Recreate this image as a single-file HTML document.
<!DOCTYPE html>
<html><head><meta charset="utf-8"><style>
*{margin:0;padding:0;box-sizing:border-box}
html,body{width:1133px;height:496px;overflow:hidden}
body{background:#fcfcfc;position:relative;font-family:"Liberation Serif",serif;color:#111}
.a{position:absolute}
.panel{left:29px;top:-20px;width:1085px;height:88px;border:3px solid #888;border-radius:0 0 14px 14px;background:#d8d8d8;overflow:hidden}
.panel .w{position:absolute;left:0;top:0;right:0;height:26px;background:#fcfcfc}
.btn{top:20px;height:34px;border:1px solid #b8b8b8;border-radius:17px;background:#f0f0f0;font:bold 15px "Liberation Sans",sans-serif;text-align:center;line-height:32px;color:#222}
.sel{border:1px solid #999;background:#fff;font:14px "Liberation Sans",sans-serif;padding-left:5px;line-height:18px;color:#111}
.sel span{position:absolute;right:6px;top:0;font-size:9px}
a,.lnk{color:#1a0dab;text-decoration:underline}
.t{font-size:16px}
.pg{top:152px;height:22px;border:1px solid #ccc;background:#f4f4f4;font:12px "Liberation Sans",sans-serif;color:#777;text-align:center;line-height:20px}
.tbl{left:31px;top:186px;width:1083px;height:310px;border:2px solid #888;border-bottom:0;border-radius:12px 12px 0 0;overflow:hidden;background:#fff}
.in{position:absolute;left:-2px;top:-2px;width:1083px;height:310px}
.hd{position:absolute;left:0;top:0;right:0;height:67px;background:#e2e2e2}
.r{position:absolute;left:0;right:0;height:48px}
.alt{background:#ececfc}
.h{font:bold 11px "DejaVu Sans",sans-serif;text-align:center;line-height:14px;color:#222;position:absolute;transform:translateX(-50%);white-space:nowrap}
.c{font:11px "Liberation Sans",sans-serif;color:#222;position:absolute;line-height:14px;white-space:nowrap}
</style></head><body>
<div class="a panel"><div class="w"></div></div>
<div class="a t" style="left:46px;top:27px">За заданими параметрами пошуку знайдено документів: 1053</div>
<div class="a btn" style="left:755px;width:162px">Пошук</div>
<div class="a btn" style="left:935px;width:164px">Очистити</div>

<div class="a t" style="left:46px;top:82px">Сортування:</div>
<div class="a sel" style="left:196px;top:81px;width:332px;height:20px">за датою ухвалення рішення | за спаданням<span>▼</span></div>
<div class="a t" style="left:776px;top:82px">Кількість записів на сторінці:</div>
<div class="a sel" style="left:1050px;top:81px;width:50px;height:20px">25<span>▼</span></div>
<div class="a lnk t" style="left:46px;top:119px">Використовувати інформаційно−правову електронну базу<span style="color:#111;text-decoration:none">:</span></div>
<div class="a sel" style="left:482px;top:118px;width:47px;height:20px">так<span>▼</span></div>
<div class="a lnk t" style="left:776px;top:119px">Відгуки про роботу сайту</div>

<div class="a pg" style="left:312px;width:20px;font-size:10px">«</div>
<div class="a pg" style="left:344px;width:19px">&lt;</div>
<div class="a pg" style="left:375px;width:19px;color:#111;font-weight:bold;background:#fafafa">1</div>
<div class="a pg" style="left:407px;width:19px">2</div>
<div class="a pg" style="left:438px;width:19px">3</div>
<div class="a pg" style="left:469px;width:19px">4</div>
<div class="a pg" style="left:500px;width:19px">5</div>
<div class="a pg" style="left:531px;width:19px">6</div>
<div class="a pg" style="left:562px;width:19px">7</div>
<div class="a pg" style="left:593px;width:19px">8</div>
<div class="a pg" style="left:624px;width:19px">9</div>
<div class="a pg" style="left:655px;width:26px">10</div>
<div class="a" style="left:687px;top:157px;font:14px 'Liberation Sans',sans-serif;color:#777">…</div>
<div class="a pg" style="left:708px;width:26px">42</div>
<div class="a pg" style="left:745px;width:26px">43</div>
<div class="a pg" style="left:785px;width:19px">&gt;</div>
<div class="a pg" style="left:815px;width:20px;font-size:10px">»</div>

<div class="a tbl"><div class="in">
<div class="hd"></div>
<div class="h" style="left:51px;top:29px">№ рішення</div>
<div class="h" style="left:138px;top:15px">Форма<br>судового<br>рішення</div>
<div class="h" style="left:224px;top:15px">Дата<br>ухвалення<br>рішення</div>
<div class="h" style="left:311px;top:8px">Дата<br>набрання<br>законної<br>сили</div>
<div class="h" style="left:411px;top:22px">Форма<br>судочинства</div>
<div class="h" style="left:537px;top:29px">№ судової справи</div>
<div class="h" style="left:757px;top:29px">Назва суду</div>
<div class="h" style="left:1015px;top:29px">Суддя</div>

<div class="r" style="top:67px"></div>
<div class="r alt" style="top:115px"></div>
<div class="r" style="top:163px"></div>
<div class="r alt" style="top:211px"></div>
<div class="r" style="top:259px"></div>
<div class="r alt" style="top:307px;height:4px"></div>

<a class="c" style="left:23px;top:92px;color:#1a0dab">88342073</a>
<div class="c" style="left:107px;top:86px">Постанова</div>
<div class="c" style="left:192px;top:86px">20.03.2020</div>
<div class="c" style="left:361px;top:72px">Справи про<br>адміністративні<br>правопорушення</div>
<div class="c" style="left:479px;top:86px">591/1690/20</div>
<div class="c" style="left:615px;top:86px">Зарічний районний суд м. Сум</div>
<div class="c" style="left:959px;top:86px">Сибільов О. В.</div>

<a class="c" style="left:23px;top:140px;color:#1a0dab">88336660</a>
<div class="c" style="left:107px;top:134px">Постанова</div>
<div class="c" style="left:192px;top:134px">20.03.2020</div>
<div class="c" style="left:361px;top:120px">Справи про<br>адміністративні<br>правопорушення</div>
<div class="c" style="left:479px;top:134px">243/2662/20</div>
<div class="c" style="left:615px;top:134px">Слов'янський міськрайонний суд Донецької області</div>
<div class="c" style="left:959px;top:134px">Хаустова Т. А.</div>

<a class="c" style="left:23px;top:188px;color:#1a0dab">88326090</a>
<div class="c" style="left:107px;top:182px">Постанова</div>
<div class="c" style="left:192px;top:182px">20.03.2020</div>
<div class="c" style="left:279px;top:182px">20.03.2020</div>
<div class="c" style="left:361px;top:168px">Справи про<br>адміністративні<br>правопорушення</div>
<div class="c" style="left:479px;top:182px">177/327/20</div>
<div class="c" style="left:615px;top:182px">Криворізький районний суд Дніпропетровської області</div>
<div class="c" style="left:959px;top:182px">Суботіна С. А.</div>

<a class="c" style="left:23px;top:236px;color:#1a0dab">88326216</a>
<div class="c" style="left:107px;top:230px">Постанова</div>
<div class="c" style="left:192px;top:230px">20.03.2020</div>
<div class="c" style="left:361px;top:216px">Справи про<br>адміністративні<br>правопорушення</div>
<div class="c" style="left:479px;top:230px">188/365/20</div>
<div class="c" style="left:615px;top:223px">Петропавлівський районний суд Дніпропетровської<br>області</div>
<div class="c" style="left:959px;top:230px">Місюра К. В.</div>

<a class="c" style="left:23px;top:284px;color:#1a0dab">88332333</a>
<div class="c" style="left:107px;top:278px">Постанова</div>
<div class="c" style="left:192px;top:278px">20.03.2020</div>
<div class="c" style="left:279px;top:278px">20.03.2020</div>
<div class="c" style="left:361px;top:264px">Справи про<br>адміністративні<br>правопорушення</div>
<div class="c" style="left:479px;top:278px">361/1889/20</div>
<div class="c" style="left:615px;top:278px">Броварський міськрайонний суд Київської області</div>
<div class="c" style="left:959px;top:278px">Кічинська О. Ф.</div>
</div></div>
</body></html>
* * * * *
Work required:
Reproduce the material precisely, including every line.

Output:
Recreate this image as a single-file HTML document.
<!DOCTYPE html>
<html><head><meta charset="utf-8"><style>
*{margin:0;padding:0;box-sizing:border-box}
html,body{width:1133px;height:496px;overflow:hidden}
body{background:#fcfcfc;position:relative;font-family:"Liberation Serif",serif;color:#111}
.a{position:absolute}
.panel{left:29px;top:-20px;width:1085px;height:88px;border:3px solid #888;border-radius:0 0 14px 14px;background:#d8d8d8;overflow:hidden}
.panel .w{position:absolute;left:0;top:0;right:0;height:26px;background:#fcfcfc}
.btn{top:20px;height:34px;border:1px solid #b8b8b8;border-radius:17px;background:#f0f0f0;font:bold 15px "Liberation Sans",sans-serif;text-align:center;line-height:32px;color:#222}
.sel{border:1px solid #999;background:#fff;font:14px "Liberation Sans",sans-serif;padding-left:5px;line-height:18px;color:#111}
.sel span{position:absolute;right:6px;top:0;font-size:9px}
a,.lnk{color:#1a0dab;text-decoration:underline}
.t{font-size:16px}
.pg{top:152px;height:22px;border:1px solid #ccc;background:#f4f4f4;font:12px "Liberation Sans",sans-serif;color:#777;text-align:center;line-height:20px}
.tbl{left:31px;top:186px;width:1083px;height:310px;border:2px solid #888;border-bottom:0;border-radius:12px 12px 0 0;overflow:hidden;background:#fff}
.in{position:absolute;left:-2px;top:-2px;width:1083px;height:310px}
.hd{position:absolute;left:0;top:0;right:0;height:67px;background:#e2e2e2}
.r{position:absolute;left:0;right:0;height:48px}
.alt{background:#ececfc}
.h{font:bold 11px "DejaVu Sans",sans-serif;text-align:center;line-height:14px;color:#222;position:absolute;transform:translateX(-50%);white-space:nowrap}
.c{font:11px "Liberation Sans",sans-serif;color:#222;position:absolute;line-height:14px;white-space:nowrap}
</style></head><body>
<div class="a panel"><div class="w"></div></div>
<div class="a t" style="left:46px;top:27px">За заданими параметрами пошуку знайдено документів: 1053</div>
<div class="a btn" style="left:755px;width:162px">Пошук</div>
<div class="a btn" style="left:935px;width:164px">Очистити</div>

<div class="a t" style="left:46px;top:82px">Сортування:</div>
<div class="a sel" style="left:196px;top:81px;width:332px;height:20px">за датою ухвалення рішення | за спаданням<span>▼</span></div>
<div class="a t" style="left:776px;top:82px">Кількість записів на сторінці:</div>
<div class="a sel" style="left:1050px;top:81px;width:50px;height:20px">25<span>▼</span></div>
<div class="a lnk t" style="left:46px;top:119px">Використовувати інформаційно−правову електронну базу<span style="color:#111;text-decoration:none">:</span></div>
<div class="a sel" style="left:482px;top:118px;width:47px;height:20px">так<span>▼</span></div>
<div class="a lnk t" style="left:776px;top:119px">Відгуки про роботу сайту</div>

<div class="a pg" style="left:312px;width:20px;font-size:10px">«</div>
<div class="a pg" style="left:344px;width:19px">&lt;</div>
<div class="a pg" style="left:375px;width:19px;color:#111;font-weight:bold;background:#fafafa">1</div>
<div class="a pg" style="left:407px;width:19px">2</div>
<div class="a pg" style="left:438px;width:19px">3</div>
<div class="a pg" style="left:469px;width:19px">4</div>
<div class="a pg" style="left:500px;width:19px">5</div>
<div class="a pg" style="left:531px;width:19px">6</div>
<div class="a pg" style="left:562px;width:19px">7</div>
<div class="a pg" style="left:593px;width:19px">8</div>
<div class="a pg" style="left:624px;width:19px">9</div>
<div class="a pg" style="left:655px;width:26px">10</div>
<div class="a" style="left:687px;top:157px;font:14px 'Liberation Sans',sans-serif;color:#777">…</div>
<div class="a pg" style="left:708px;width:26px">42</div>
<div class="a pg" style="left:745px;width:26px">43</div>
<div class="a pg" style="left:785px;width:19px">&gt;</div>
<div class="a pg" style="left:815px;width:20px;font-size:10px">»</div>

<div class="a tbl"><div class="in">
<div class="hd"></div>
<div class="h" style="left:51px;top:29px">№ рішення</div>
<div class="h" style="left:138px;top:15px">Форма<br>судового<br>рішення</div>
<div class="h" style="left:224px;top:15px">Дата<br>ухвалення<br>рішення</div>
<div class="h" style="left:311px;top:8px">Дата<br>набрання<br>законної<br>сили</div>
<div class="h" style="left:411px;top:22px">Форма<br>судочинства</div>
<div class="h" style="left:537px;top:29px">№ судової справи</div>
<div class="h" style="left:757px;top:29px">Назва суду</div>
<div class="h" style="left:1015px;top:29px">Суддя</div>

<div class="r" style="top:67px"></div>
<div class="r alt" style="top:115px"></div>
<div class="r" style="top:163px"></div>
<div class="r alt" style="top:211px"></div>
<div class="r" style="top:259px"></div>
<div class="r alt" style="top:307px;height:4px"></div>

<a class="c" style="left:23px;top:92px;color:#1a0dab">88342073</a>
<div class="c" style="left:107px;top:86px">Постанова</div>
<div class="c" style="left:192px;top:86px">20.03.2020</div>
<div class="c" style="left:361px;top:72px">Справи про<br>адміністративні<br>правопорушення</div>
<div class="c" style="left:479px;top:86px">591/1690/20</div>
<div class="c" style="left:615px;top:86px">Зарічний районний суд м. Сум</div>
<div class="c" style="left:959px;top:86px">Сибільов О. В.</div>

<a class="c" style="left:23px;top:140px;color:#1a0dab">88336660</a>
<div class="c" style="left:107px;top:134px">Постанова</div>
<div class="c" style="left:192px;top:134px">20.03.2020</div>
<div class="c" style="left:361px;top:120px">Справи про<br>адміністративні<br>правопорушення</div>
<div class="c" style="left:479px;top:134px">243/2662/20</div>
<div class="c" style="left:615px;top:134px">Слов'янський міськрайонний суд Донецької області</div>
<div class="c" style="left:959px;top:134px">Хаустова Т. А.</div>

<a class="c" style="left:23px;top:188px;color:#1a0dab">88326090</a>
<div class="c" style="left:107px;top:182px">Постанова</div>
<div class="c" style="left:192px;top:182px">20.03.2020</div>
<div class="c" style="left:279px;top:182px">20.03.2020</div>
<div class="c" style="left:361px;top:168px">Справи про<br>адміністративні<br>правопорушення</div>
<div class="c" style="left:479px;top:182px">177/327/20</div>
<div class="c" style="left:615px;top:182px">Криворізький районний суд Дніпропетровської області</div>
<div class="c" style="left:959px;top:182px">Суботіна С. А.</div>

<a class="c" style="left:23px;top:236px;color:#1a0dab">88326216</a>
<div class="c" style="left:107px;top:230px">Постанова</div>
<div class="c" style="left:192px;top:230px">20.03.2020</div>
<div class="c" style="left:361px;top:216px">Справи про<br>адміністративні<br>правопорушення</div>
<div class="c" style="left:479px;top:230px">188/365/20</div>
<div class="c" style="left:615px;top:223px">Петропавлівський районний суд Дніпропетровської<br>області</div>
<div class="c" style="left:959px;top:230px">Місюра К. В.</div>

<a class="c" style="left:23px;top:284px;color:#1a0dab">88332333</a>
<div class="c" style="left:107px;top:278px">Постанова</div>
<div class="c" style="left:192px;top:278px">20.03.2020</div>
<div class="c" style="left:279px;top:278px">20.03.2020</div>
<div class="c" style="left:361px;top:264px">Справи про<br>адміністративні<br>правопорушення</div>
<div class="c" style="left:479px;top:278px">361/1889/20</div>
<div class="c" style="left:615px;top:278px">Броварський міськрайонний суд Київської області</div>
<div class="c" style="left:959px;top:278px">Кічинська О. Ф.</div>
</div></div>
</body></html>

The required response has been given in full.